+++ Data section +++

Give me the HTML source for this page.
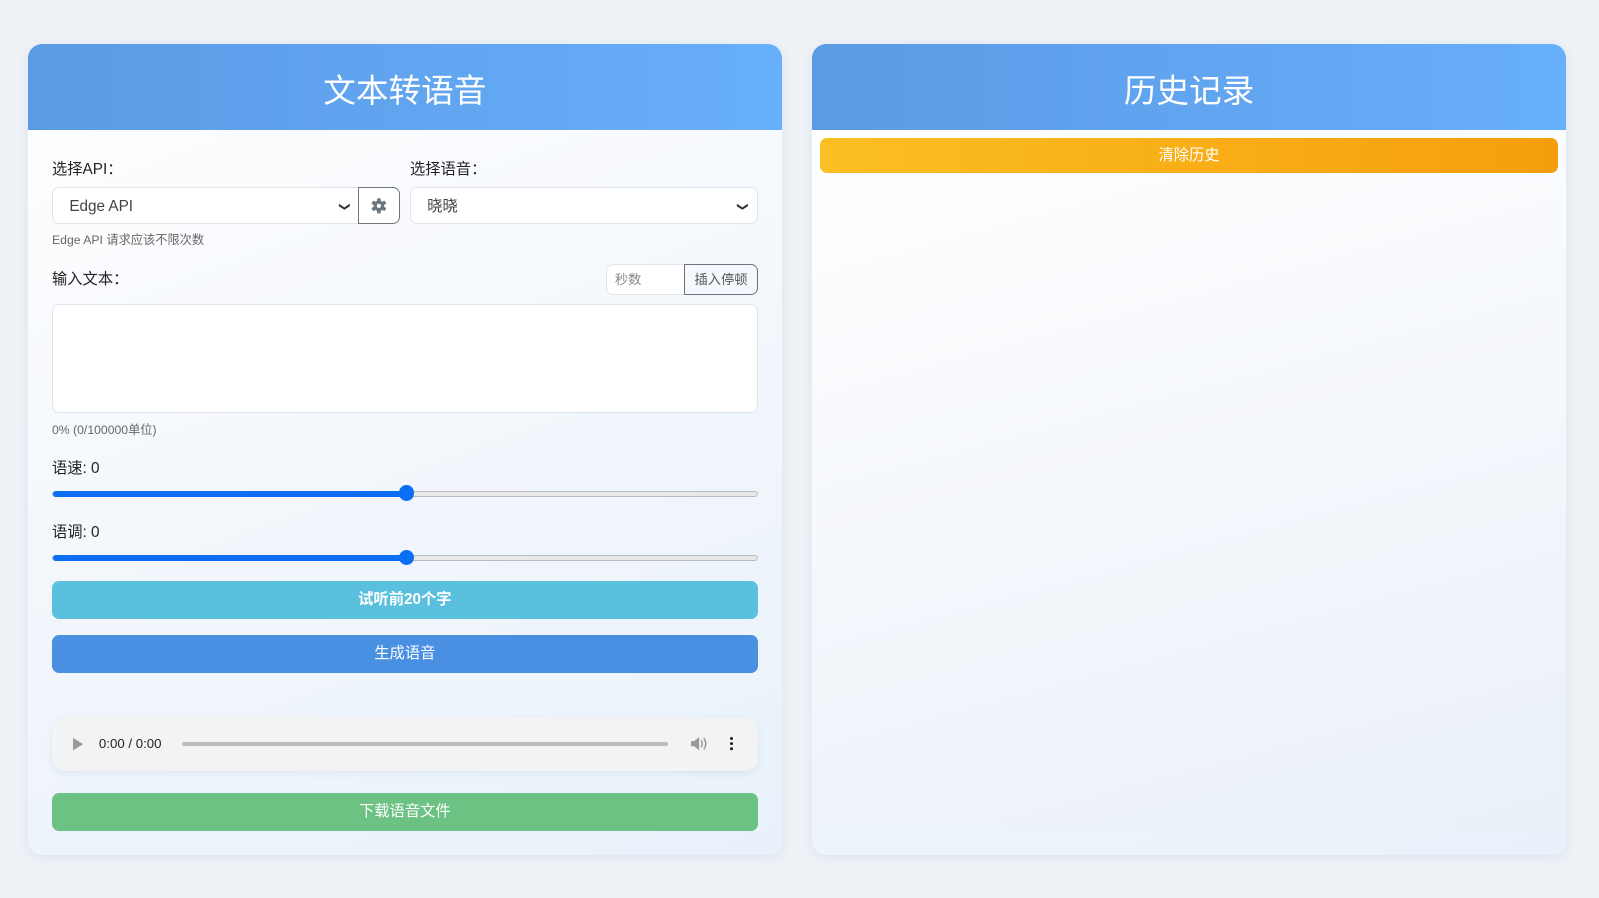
<!DOCTYPE html>
<html><head><meta charset="utf-8">
<style>
html,body{margin:0;padding:0;}
body{width:1568px;height:881px;background:#eef2f7;zoom:1.0198;position:relative;overflow:hidden;font-family:"Liberation Sans","Noto Sans CJK SC",sans-serif;color:#333;}
.card{position:absolute;top:43px;width:740px;height:795px;border-radius:14px;overflow:hidden;background:linear-gradient(160deg,#ffffff 0%,#f3f7fc 50%,#e8f1fa 100%);box-shadow:0 2px 10px rgba(120,140,170,.15);}
.hdr{position:absolute;left:0;top:0;width:100%;height:84px;background:linear-gradient(90deg,#5b9be5,#67aefb);color:#fff;font-size:32px;text-align:center;line-height:92px;}
.a{position:absolute;}
.lbl{font-size:15px;color:#222;}
.sel{position:absolute;background:#fff;border:1px solid #dfe4ea;border-radius:7px;box-sizing:border-box;font-size:15px;color:#444;padding-left:16px;line-height:37px;}
.chev{position:absolute;right:10px;top:0;font-size:11px;color:#333;transform:rotate(90deg);}
.small{font-size:12px;color:#666;}
.btn{position:absolute;left:24px;width:692px;height:37px;border-radius:7px;color:#fff;text-align:center;line-height:38px;font-size:15px;}
.track{position:absolute;left:24px;width:692px;height:6px;border-radius:3px;background:#e8e8e8;border:1px solid #bbb;box-sizing:border-box;}
.fill{position:absolute;left:0;top:-1px;height:6px;width:346px;background:#0b6ff5;border-radius:3px;}
.thumb{position:absolute;left:339px;top:-6px;width:15px;height:15px;border-radius:50%;background:#0b6ff5;}
</style></head><body>
<div class="card" style="left:27px;">
  <div class="hdr">文本转语音</div>
  <div class="a lbl" style="left:24px;top:111px;">选择API：</div>
  <div class="a lbl" style="left:375px;top:111px;">选择语音：</div>
  <div class="sel" style="left:24px;top:140px;width:302px;height:37px;border-radius:7px 0 0 7px;">Edge API<span class="chev">&#10095;</span></div>
  <div class="a" style="left:324px;top:140px;width:41px;height:37px;border:1px solid #6c757d;border-radius:0 7px 7px 0;box-sizing:border-box;background:#fff;">
    <svg width="39" height="35" viewBox="0 0 39 35"><g transform="translate(19.5,17.5)" fill="#6c757d"><circle r="5.2"/><g><rect x="-1.8" y="-7.5" width="3.6" height="15" rx="1"/><rect x="-1.8" y="-7.5" width="3.6" height="15" rx="1" transform="rotate(60)"/><rect x="-1.8" y="-7.5" width="3.6" height="15" rx="1" transform="rotate(120)"/></g><circle r="2" fill="#fff"/></g></svg>
  </div>
  <div class="sel" style="left:375px;top:140px;width:341px;height:37px;">晓晓<span class="chev">&#10095;</span></div>
  <div class="a small" style="left:24px;top:183px;">Edge API 请求应该不限次数</div>
  <div class="a lbl" style="left:24px;top:219px;">输入文本：</div>
  <div class="a" style="left:567px;top:216px;width:78px;height:30px;background:#fff;border:1px solid #e2e6ea;border-radius:7px 0 0 7px;box-sizing:border-box;font-size:13px;color:#888;line-height:30px;padding-left:8px;">秒数</div>
  <div class="a" style="left:644px;top:216px;width:72px;height:30px;border:1px solid #6c757d;border-radius:0 7px 7px 0;box-sizing:border-box;font-size:13px;color:#555;line-height:30px;text-align:center;">插入停顿</div>
  <div class="a" style="left:24px;top:255px;width:692px;height:107px;background:#fff;border:1px solid #dfe4ea;border-radius:7px;box-sizing:border-box;"></div>
  <div class="a small" style="left:24px;top:369px;">0% (0/100000单位)</div>
  <div class="a lbl" style="left:24px;top:404px;">语速: 0</div>
  <div class="track" style="top:438px;"><div class="fill"></div><div class="thumb"></div></div>
  <div class="a lbl" style="left:24px;top:467px;">语调: 0</div>
  <div class="track" style="top:501px;"><div class="fill"></div><div class="thumb"></div></div>
  <div class="btn" style="top:527px;background:#5bc0de;font-weight:bold;font-size:15px;">试听前20个字</div>
  <div class="btn" style="top:580px;background:#4a90e2;">生成语音</div>
  <div class="a" style="left:24px;top:660px;width:692px;height:53px;background:#f1f3f4;border-radius:12px;box-shadow:0 2px 6px rgba(120,140,170,.12);">
    <svg class="a" style="left:20px;top:20px;" width="12" height="14"><path d="M1 1 L11 7 L1 13 Z" fill="#999"/></svg>
    <div class="a" style="left:46px;top:19px;font-size:13px;color:#222;">0:00 / 0:00</div>
    <div class="a" style="left:127px;top:25px;width:477px;height:4px;background:#bdbdbd;border-radius:2px;"></div>
    <svg class="a" style="left:626px;top:18px;" width="18" height="17" viewBox="0 0 18 17"><path d="M1 6h3l5-4v13l-5-4H1z" fill="#999"/><path d="M11 5q2 3.5 0 7M13.5 3q4 5.5 0 11" stroke="#999" stroke-width="1.4" fill="none"/></svg>
    <div class="a" style="left:665px;top:20px;width:3px;height:3px;background:#222;border-radius:50%;box-shadow:0 5px 0 #222,0 10px 0 #222;"></div>
  </div>
  <div class="btn" style="top:735px;background:#6cc283;">下载语音文件</div>
</div>
<div class="card" style="left:796px;">
  <div class="hdr">历史记录</div>
  <div class="a" style="left:0;top:84px;width:740px;height:686px;background:linear-gradient(165deg,#fff,#eef3fa 80%,#e9f0f8);"></div>
  <div class="a" style="left:8px;top:92px;width:724px;height:35px;border-radius:7px;background:linear-gradient(90deg,#fbbf23,#f59e0c);color:#fff;text-align:center;line-height:36px;font-size:15px;">清除历史</div>
</div>
</body></html>
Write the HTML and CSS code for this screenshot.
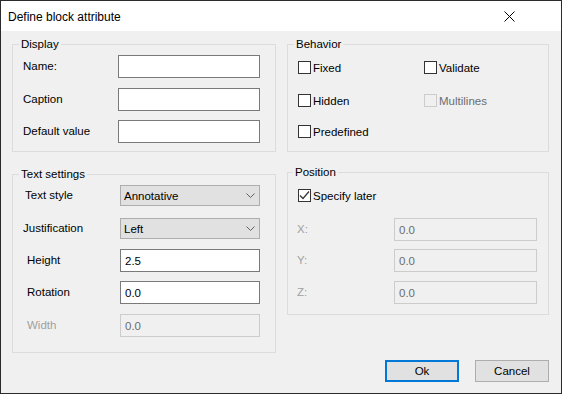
FILE: index.html
```html
<!DOCTYPE html>
<html lang="en">
<head>
  <meta charset="UTF-8">
  <title>Define block attribute</title>
  <link rel="stylesheet" href="styles.css">
</head>
<body>
  <div class="window">
    <div class="titlebar">
      <span class="title">Define block attribute</span>
      <svg class="close" width="11" height="11" viewBox="0 0 11 11">
        <path d="M0.5 0.5L10.5 10.5M10.5 0.5L0.5 10.5" stroke="#000" stroke-width="1" fill="none"/>
      </svg>
    </div>

    <div class="content">
      <div class="columns">
        <div class="column">
          <fieldset class="group group-display">
            <legend>Display</legend>
            <div class="form form-display">
              <label>Name:</label>
              <input class="edit" type="text">
              <label>Caption</label>
              <input class="edit" type="text">
              <label>Default value</label>
              <input class="edit" type="text">
            </div>
          </fieldset>

          <fieldset class="group group-text">
            <legend>Text settings</legend>
            <div class="form form-text">
              <label class="indent-2">Text style</label>
              <div class="combo">
                <span>Annotative</span>
                <svg width="9" height="5" viewBox="0 0 9 5"><path d="M0.5 0.5L4.5 4.5L8.5 0.5" stroke="#606060" fill="none"/></svg>
              </div>
              <label>Justification</label>
              <div class="combo">
                <span>Left</span>
                <svg width="9" height="5" viewBox="0 0 9 5"><path d="M0.5 0.5L4.5 4.5L8.5 0.5" stroke="#606060" fill="none"/></svg>
              </div>
              <label class="indent-4">Height</label>
              <input class="edit" type="text" value="2.5">
              <label class="indent-4">Rotation</label>
              <input class="edit" type="text" value="0.0">
              <label class="indent-4 disabled">Width</label>
              <input class="edit" type="text" value="0.0" disabled>
            </div>
          </fieldset>
        </div>

        <div class="column">
          <fieldset class="group group-behavior">
            <legend>Behavior</legend>
            <div class="checks">
              <div class="check"><span class="box"></span>Fixed</div>
              <div class="check"><span class="box"></span>Validate</div>
              <div class="check"><span class="box"></span>Hidden</div>
              <div class="check disabled"><span class="box"></span>Multilines</div>
              <div class="check"><span class="box"></span>Predefined</div>
            </div>
          </fieldset>

          <fieldset class="group group-position">
            <legend>Position</legend>
            <div class="check check-later">
              <span class="box">
                <svg width="11" height="11" viewBox="0 0 11 11"><path d="M1 5.5L4 8.5L10 1.5" stroke="#333" stroke-width="1.2" fill="none"/></svg>
              </span>Specify later
            </div>
            <div class="form form-position">
              <label class="disabled">X:</label>
              <input class="edit" type="text" value="0.0" disabled>
              <label class="disabled">Y:</label>
              <input class="edit" type="text" value="0.0" disabled>
              <label class="disabled">Z:</label>
              <input class="edit" type="text" value="0.0" disabled>
            </div>
          </fieldset>
        </div>
      </div>

      <div class="buttons">
        <button class="button button-default">Ok</button>
        <button class="button">Cancel</button>
      </div>
    </div>
  </div>
</body>
</html>
```

FILE: styles.css
```css
body {
  margin: 0;
  font-family: 'Liberation Sans', Arial, sans-serif;
  font-size: 11.5px;
  color: #000;
}
.window {
  width: 562px;
  height: 394px;
  box-sizing: border-box;
  border: 1px solid #2b2b2b;
  display: flex;
  flex-direction: column;
  background-color: #f0f0f0;
}
.titlebar {
  height: 30px;
  background-color: #fff;
  display: flex;
  align-items: center;
  justify-content: space-between;
  padding: 0 46px 0 7px;
}
.title {
  font-size: 12px;
  margin-top: 1px;
}
.close {
  display: block;
}
.content {
  flex: 1;
  display: flex;
  flex-direction: column;
  padding: 6px 12px 11px 11px;
}
.columns {
  display: flex;
  gap: 11px;
}
.column {
  display: flex;
  flex-direction: column;
}
.group {
  margin: 0;
  box-sizing: border-box;
  border: 1px solid #dcdcdc;
  padding: 0 0 0 10px;
  min-width: 0;
}
.group legend {
  margin-left: -4px;
  padding: 0 2px;
  line-height: 14px;
}
.group-display {
  width: 264px;
  height: 115px;
  padding-top: 4px;
}
.group-text {
  width: 264px;
  height: 186px;
  margin-top: 15px;
  padding-top: 3px;
}
.group-behavior {
  width: 262px;
  height: 115px;
  padding-top: 9px;
}
.group-position {
  width: 262px;
  height: 150px;
  margin-top: 13px;
  padding: 9px 0 0 9px;
}
.form {
  display: grid;
  align-items: start;
}
.form label {
  line-height: 23px;
}
.form-display {
  grid-template-columns: 95px 142px;
  grid-template-rows: 33px 32px 23px;
}
.form-text {
  grid-template-columns: 97px 140px;
  grid-template-rows: 33px 32px 32px 33px 23px;
}
.form-position {
  margin-top: 15px;
  grid-template-columns: 97px 143px;
  grid-template-rows: 31px 32px 23px;
}
.indent-2 {
  padding-left: 2px;
}
.indent-4 {
  padding-left: 4px;
}
.disabled {
  color: #a0a0a0;
}
.edit {
  box-sizing: border-box;
  width: 100%;
  height: 23px;
  margin: 0;
  padding: 0 4px;
  border: 1px solid #7a7a7a;
  background-color: #fff;
  font-family: inherit;
  font-size: 11.5px;
  color: #000;
  outline: none;
}
.edit:disabled {
  border-color: #cccccc;
  background-color: #f0f0f0;
  color: #6d6d6d;
}
.combo {
  box-sizing: border-box;
  height: 21px;
  margin-top: 1px;
  border: 1px solid #adadad;
  background-color: #e1e1e1;
  display: flex;
  align-items: center;
  justify-content: space-between;
  padding: 0 4px 0 3px;
}
.combo svg {
  display: block;
}
.checks {
  display: grid;
  grid-template-columns: 126px 120px;
  grid-template-rows: 33px 31px 15px;
  align-items: start;
}
.check {
  display: flex;
  align-items: center;
  height: 15px;
  gap: 2px;
}
.check .box {
  box-sizing: border-box;
  width: 13px;
  height: 13px;
  border: 1px solid #333;
  background-color: #fff;
  display: flex;
  align-items: center;
  justify-content: center;
}
.check.disabled {
  color: #6d6d6d;
}
.check.disabled .box {
  border-color: #cccccc;
  background-color: #f0f0f0;
}
.check-later {
  margin-left: 1px;
}
.buttons {
  margin-top: auto;
  display: flex;
  justify-content: flex-end;
  gap: 16px;
}
.button {
  box-sizing: border-box;
  width: 74px;
  height: 22px;
  margin: 0;
  padding: 0;
  border: 1px solid #adadad;
  background-color: #e1e1e1;
  font-family: inherit;
  font-size: 11.5px;
  color: #000;
}
.button-default {
  border: 2px solid #0078d7;
}
```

+++

# Task goal
Copy each line of the records containing the string "this".

# Response to the task
Give me the HTML source for this page.
Write the HTML and CSS code for this screenshot.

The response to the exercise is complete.